I specifically object to the following:
- Celebration of the mass versus populum
- The disappearance of Gregorian chant from the life of many Catholic parishes where the mass has been introduced
- The use of Lay Eucharistic Ministers
- The Three Year Lectionary, which is unprecedented in the history of Christendom
- The removal of the Last Gospel at the end of a Sung Mass
- Changes to the Paschal Triduum which began in 1955
- The excessive simplification of vestments to a degree which is minimalist and ugly
- The lack of the prepratory ritual which accompanies the Tridentine Mass
- The general lack of reverence, piety and dignity which characterize the Tridentine Mass and the Orthodox liturgies.
My preference would be for the RCC to revert to the Tridentine Mass rubrics as they existed following the reforms of Pope Pius X, albeit with the option of the mass being said wholly or partially in the vernacular. A more explicit epiclesis, like the one the Antiochian Western Rite Vicarate inserted into their Divine Liturgy of St. Gregory, would be of great benefit.

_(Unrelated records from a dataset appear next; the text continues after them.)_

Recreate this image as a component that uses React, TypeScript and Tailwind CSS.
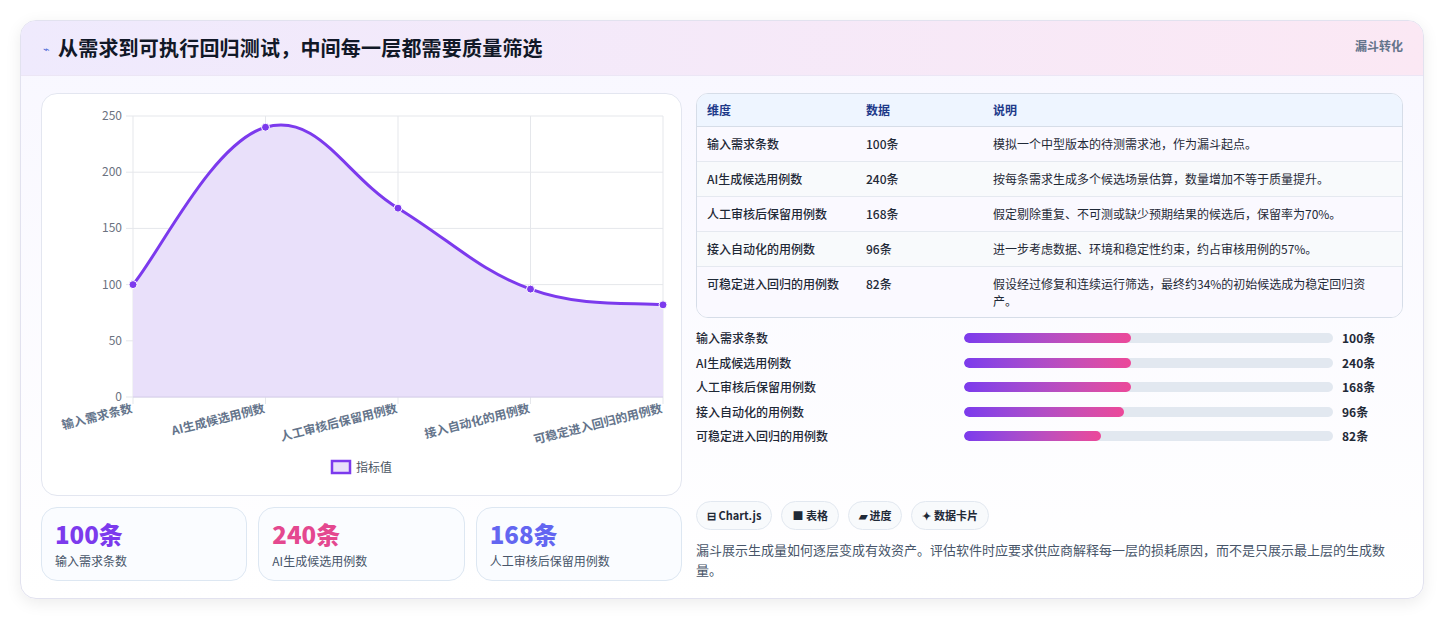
import React from "react";

const pts = [100, 240, 168, 96, 82].map((v, i) => [91 + i * 132.5, 303 - v * 1.124]);
function curve() {
  let d = `M${pts[0][0]},${pts[0][1]}`;
  for (let i = 0; i < pts.length - 1; i++) {
    const p0 = pts[Math.max(0, i - 1)], p1 = pts[i], p2 = pts[i + 1], p3 = pts[Math.min(pts.length - 1, i + 2)];
    const t = 0.4 / 2;
    const c1 = [p1[0] + (p2[0] - p0[0]) * t, p1[1] + (p2[1] - p0[1]) * t];
    const c2 = [p2[0] - (p3[0] - p1[0]) * t, p2[1] - (p3[1] - p1[1]) * t];
    d += ` C${c1[0]},${c1[1]} ${c2[0]},${c2[1]} ${p2[0]},${p2[1]}`;
  }
  return d;
}
const labels = ["输入需求条数", "AI生成候选用例数", "人工审核后保留用例数", "接入自动化的用例数", "可稳定进入回归的用例数"];
const rows = [
  ["输入需求条数", "100条", "模拟一个中型版本的待测需求池，作为漏斗起点。"],
  ["AI生成候选用例数", "240条", "按每条需求生成多个候选场景估算，数量增加不等于质量提升。"],
  ["人工审核后保留用例数", "168条", "假定剔除重复、不可测或缺少预期结果的候选后，保留率为70%。"],
  ["接入自动化的用例数", "96条", "进一步考虑数据、环境和稳定性约束，约占审核用例的57%。"],
  ["可稳定进入回归的用例数", "82条", "假设经过修复和连续运行筛选，最终约34%的初始候选成为稳定回归资产。"],
];
const bars = [45.3, 45.3, 45.3, 43.4, 37.1];

function Chart() {
  const d = curve();
  return (
    <svg width="640" height="402" className="block" style={{ fontFamily: "'Noto Sans CJK SC', sans-serif" }}>
      {[0, 50, 100, 150, 200, 250].map((v) => {
        const y = 303 - v * 1.124;
        return (
          <g key={v}>
            <line x1={84} x2={621} y1={y} y2={y} stroke="#e5e7eb" />
            <text x={80} y={y + 4} textAnchor="end" fontSize="12" fill="#6b7280">{v}</text>
          </g>
        );
      })}
      {pts.map((p, i) => (
        <line key={i} x1={p[0]} x2={p[0]} y1={22} y2={310} stroke="#e5e7eb" />
      ))}
      <path d={`${d} L621,303 L91,303 Z`} fill="#e9e0fa" />
      <line x1={91} x2={621} y1={303} y2={303} stroke="#d4cdea" />
      <path d={d} fill="none" stroke="#7c3aed" strokeWidth="3" />
      {pts.map((p, i) => (
        <circle key={i} cx={p[0]} cy={p[1]} r="4" fill="#7c3aed" stroke="#fff" strokeWidth="1" />
      ))}
      {labels.map((l, i) => (
        <text key={l} x={pts[i][0]} y={318} textAnchor="end" fontSize="12" fontWeight="600" fill="#64748b" transform={`rotate(-14 ${pts[i][0]} 318)`}>{l}</text>
      ))}
      <rect x={290} y={367} width={18} height={12} fill="#e9e0fa" stroke="#7c3aed" strokeWidth="2.5" />
      <text x={314} y={378} fontSize="12" fill="#4b5563">指标值</text>
    </svg>
  );
}

export default function App() {
  return (
    <div className="bg-white min-h-[620px] p-5" style={{ fontFamily: "'Noto Sans CJK SC', 'Noto Sans', sans-serif" }}>
      <div className="rounded-2xl border border-[#e2e2ef] shadow-[0_4px_16px_rgba(0,0,0,0.08)] overflow-hidden bg-gradient-to-b from-[#f8f7ff] to-white h-[579px]">
        <div className="h-[55px] flex items-center justify-between pl-[22px] pr-5 bg-gradient-to-r from-[#efeafd] to-[#fbe8f4] border-b border-[#ece6f5]">
          <div className="flex items-center gap-[8px]">
            <span className="text-[#4f6bd8] text-[11px]">⌁</span>
            <span className="text-[20px] font-bold text-[#111827] tracking-[0.2px]">从需求到可执行回归测试，中间每一层都需要质量筛选</span>
          </div>
          <span className="text-[12px] font-bold text-[#64748b] self-start mt-4">漏斗转化</span>
        </div>
        <div className="flex gap-[14px] px-5 pt-[17px]">
          <div className="w-[641px] flex flex-col gap-[11px]">
            <div className="h-[403px] rounded-2xl border border-[#e3e6f0] bg-white overflow-hidden">
              <Chart />
            </div>
            <div className="grid grid-cols-3 gap-[11px]">
              {[["100条", "输入需求条数", "text-[#7c3aed]"], ["240条", "AI生成候选用例数", "text-[#e4488f]"], ["168条", "人工审核后保留用例数", "text-[#6366f1]"]].map(([n, l, c]) => (
                <div key={l} className="h-[74px] rounded-2xl border border-[#dde7f2] bg-[#fafcff] px-[13px] pt-[10px]">
                  <div className={`text-[24px] font-extrabold leading-[32px] ${c}`}>{n}</div>
                  <div className="text-[12px] text-[#475569] mt-[2px]">{l}</div>
                </div>
              ))}
            </div>
          </div>
          <div className="flex-1 flex flex-col">
            <div className="rounded-xl border border-[#d6dde8] overflow-hidden bg-white text-[12px]">
              <div className="flex h-[33px] items-center bg-[#eef5ff] border-b border-[#d6dde8] font-semibold text-[#1e3a8a]">
                <div className="w-[169px] pl-[10px]">维度</div>
                <div className="w-[127px]">数据</div>
                <div className="flex-1">说明</div>
              </div>
              {rows.map((r, i) => (
                <div key={i} className={`flex py-[8px] leading-[18px] text-[#1f2937] ${i < 4 ? "border-b border-[#e5e9f0]" : ""} ${i % 2 === 0 ? "bg-[#faf9ff]" : "bg-[#f8fafc]"}`}>
                  <div className="w-[169px] pl-[10px] font-medium">{r[0]}</div>
                  <div className="w-[127px] font-medium">{r[1]}</div>
                  <div className="flex-1 pr-4 leading-[17px]">{r[2]}</div>
                </div>
              ))}
            </div>
            <div className="mt-[11px] flex flex-col gap-[6.5px]">
              {rows.map((r, i) => (
                <div key={i} className="flex items-center h-[18px] text-[12px] font-medium text-[#1f2937]">
                  <div className="w-[268px]">{r[0]}</div>
                  <div className="w-[369px] h-[10px] rounded-full bg-[#e2e8f0] overflow-hidden">
                    <div className="h-full rounded-full bg-gradient-to-r from-[#7c3aed] to-[#ec4899]" style={{ width: `${bars[i]}%` }} />
                  </div>
                  <div className="ml-[9px] font-bold">{r[1]}</div>
                </div>
              ))}
            </div>
            <div className="mt-[56px] flex gap-[9px]">
              {["⊟ Chart.js", "■ 表格", "▰ 进度", "✦ 数据卡片"].map((c) => (
                <span key={c} className="h-[29px] px-[10px] flex items-center rounded-full border border-[#e2e8f0] bg-[#f8fafc] text-[11px] font-semibold text-[#1f2937]">{c}</span>
              ))}
            </div>
            <p className="mt-[10px] text-[13px] leading-[20px] text-[#475569] pr-4">漏斗展示生成量如何逐层变成有效资产。评估软件时应要求供应商解释每一层的损耗原因，而不是只展示最上层的生成数量。</p>
          </div>
        </div>
      </div>
    </div>
  );
}
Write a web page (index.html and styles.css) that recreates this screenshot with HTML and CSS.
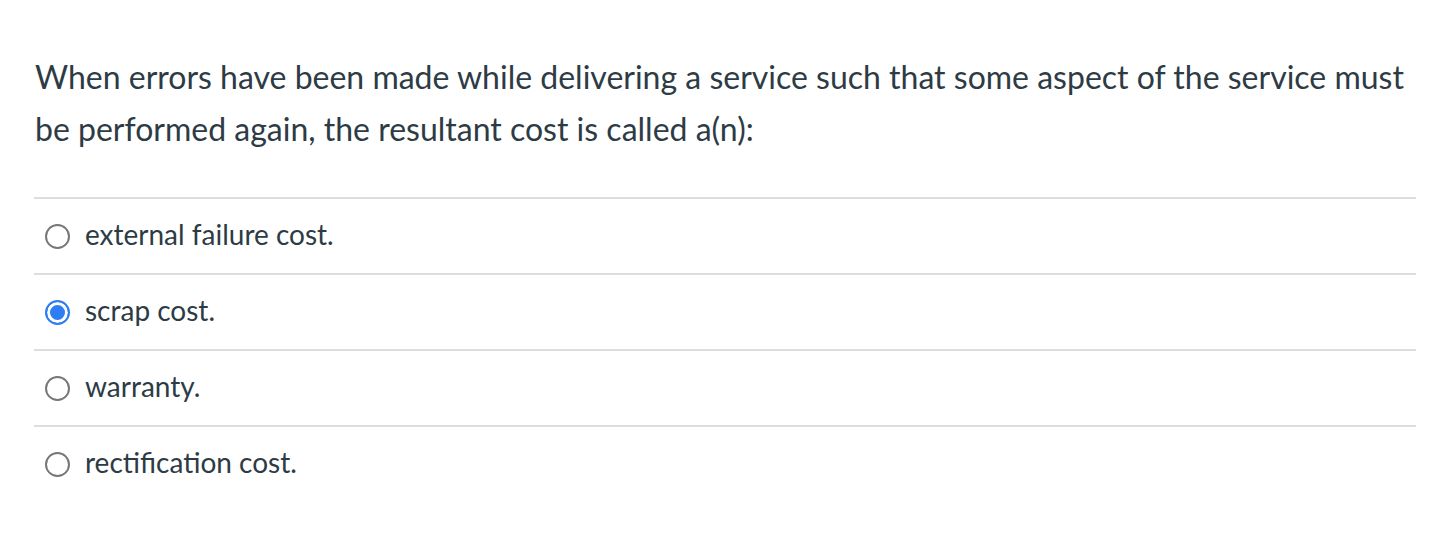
FILE: index.html
```html
<!DOCTYPE html>
<html>
<head>
<meta charset="utf-8">
<link rel="stylesheet" href="styles.css">
</head>
<body>
<div class="quiz">
  <div class="question">When errors have been made while delivering a service such that some aspect of the service must be performed again, the resultant cost is called a(n):</div>
  <div class="answers">
    <label class="answer"><span class="radio"></span><span class="label">external failure cost.</span></label>
    <label class="answer"><span class="radio checked"></span><span class="label">scrap cost.</span></label>
    <label class="answer"><span class="radio"></span><span class="label">warranty.</span></label>
    <label class="answer last"><span class="radio"></span><span class="label">rectification cost.</span></label>
  </div>
</div>
</body>
</html>
```
FILE: styles.css
```css
html, body {
  margin: 0;
  padding: 0;
  background: #ffffff;
}
body {
  font-family: Lato, "Liberation Sans", sans-serif;
  color: #2d3b45;
}
.quiz {
  width: 1382px;
  padding: 51px 0 0 34px;
}
.question {
  font-size: 32px;
  line-height: 52px;
  padding-left: 1px;
  margin-bottom: 42px;
}
.answers {
  border-top: 2px solid #dddddd;
}
.answer {
  display: flex;
  align-items: center;
  height: 74px;
  border-bottom: 2px solid #dddddd;
  padding-left: 11px;
}
.answer.last {
  border-bottom: none;
}
.radio {
  width: 25px;
  height: 25px;
  border: 2px solid #777777;
  border-radius: 50%;
  box-sizing: border-box;
  margin-right: 15px;
  flex: none;
}
.radio.checked {
  border: 2px solid #2f7df2;
  background: #2f7df2;
  box-shadow: inset 0 0 0 3px #ffffff;
}
.label {
  font-size: 28px;
  margin-bottom: 4px;
}
```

The only change, aside from the use of the vernacular, which I can support, is the 1962 modification of the Good Friday litany to delete the phrase "perfidis iudeam." Perfidy means faithless, but by extension, it has shifted in context to refer to treacherous acts, such as war crimes (it is a war crime, perfidy, for example, to surrender, and then attack the enemy, or to infilitrate the enemy by wearing their uniforms, or to kill an officer who is negotiating under a flag of truce). In light of the change of context surrounding the word "perfidy," it creates a reading of the mass which looks anti-Semitic, even though the intent was actually pro-Semitic, for the conversion of the Jews, and because of that, I think Pope John XXIII was correct in deleting it.